- Howz-e Zireh Location within Iran
- Coordinates: 34°42′24″N 57°24′05″E﻿ / ﻿34.70667°N 57.40139°E
- Country: Iran
- Province: South Khorasan
- County: Eshqabad
- District: Kuh Yakhab
- Rural District: Chah Mosafer

Population (2016)
- • Total: 27
- Time zone: UTC+3:30 (IRST)

= Howz-e Zireh =

Village in South Khorasan province, Iran

Howz-e Zireh (حوض زيره) (Note: Also romanized as Ḩowẕ-e Zīreh) is a village in Chah Mosafer Rural District of Kuh Yakhab District in Eshqabad County, South Khorasan province.

==Demographics==
===Population===
At the time of the 2006 National Census, the village's population was 86 in 18 households, when it was in Kuh Yakhab Rural District of Dastgerdan District (Note: Renamed the Central District of Eshqabad County) in Tabas County, Yazd province.
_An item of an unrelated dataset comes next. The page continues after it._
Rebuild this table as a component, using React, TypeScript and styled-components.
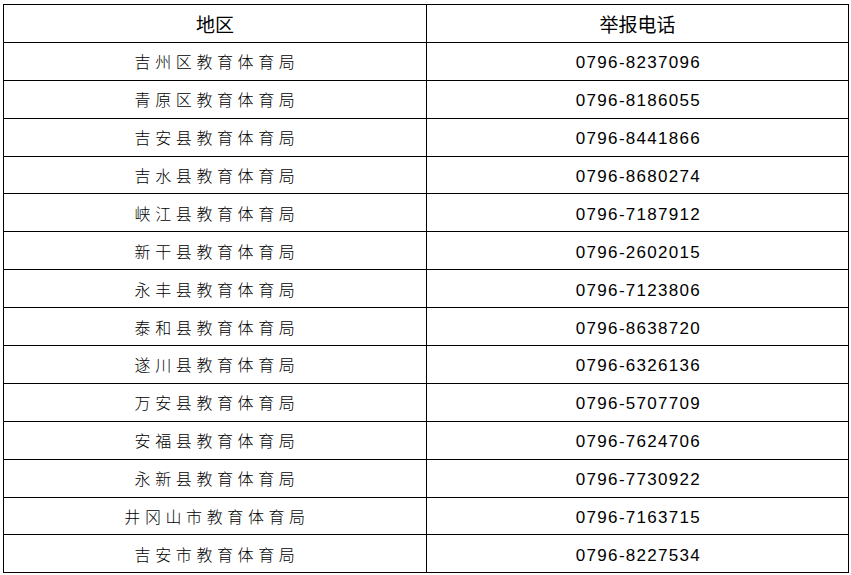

The village did not appear in the following census of 2011. The 2016 census measured the population of the village as 27 people in eight households, by which time the county had been separated from the province to join South Khorasan province.

In 2024, the district was separated from the county in the establishment of Eshqabad County and renamed the Central District. The rural district was transferred to the new Kuh Yakhab District, and Howz-e Zireh was transferred to Chah Mosafer Rural District created in the same district.